The variety I am growing is the ever reliable 'Enorma' which produces heavy yields of large pods from August to October. You can see the attractive orange flowers in the photo which will soon become delicious beans.
As with the French beans it is important to keep picking them otherwise the plant will stop producing. It has been shown that stripping all the pods from plants in early August with increase later yields by up to four times so if you enjoy beans this is worth doing. The younger beans are much more tender and tasty than older beans anyway so it's not worth growing them to full size which is when they are in danger of ripening and stopping further production.

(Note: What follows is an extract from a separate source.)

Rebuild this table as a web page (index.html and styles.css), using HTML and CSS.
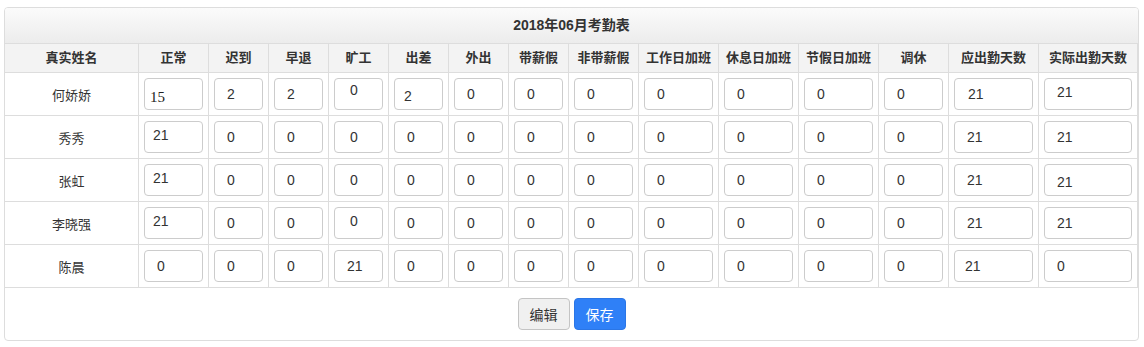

I always mean to sow more flowers in the vegetable garden and never get round to it but this year the garden has taken matters into its own hands. I have absolutely no idea where they came from but I have beautiful pink and purple poppies (pictured in potatoes) appearing in all corners of the garden in among the other crops. I also have borage which seeded itself around the place (you do have to keep borage in control or it 'll take over) with it's beautiful bright blue flowers.
Anyway, the point is I tend to keep my garden well ordered with everything growing in it's proper place but the self seeded and haphazard poppies, borage and nasturtiums have transformed the garden into something far more beautiful than I could ever have created. I guess it's sometimes best to leave mother nature to her own devices!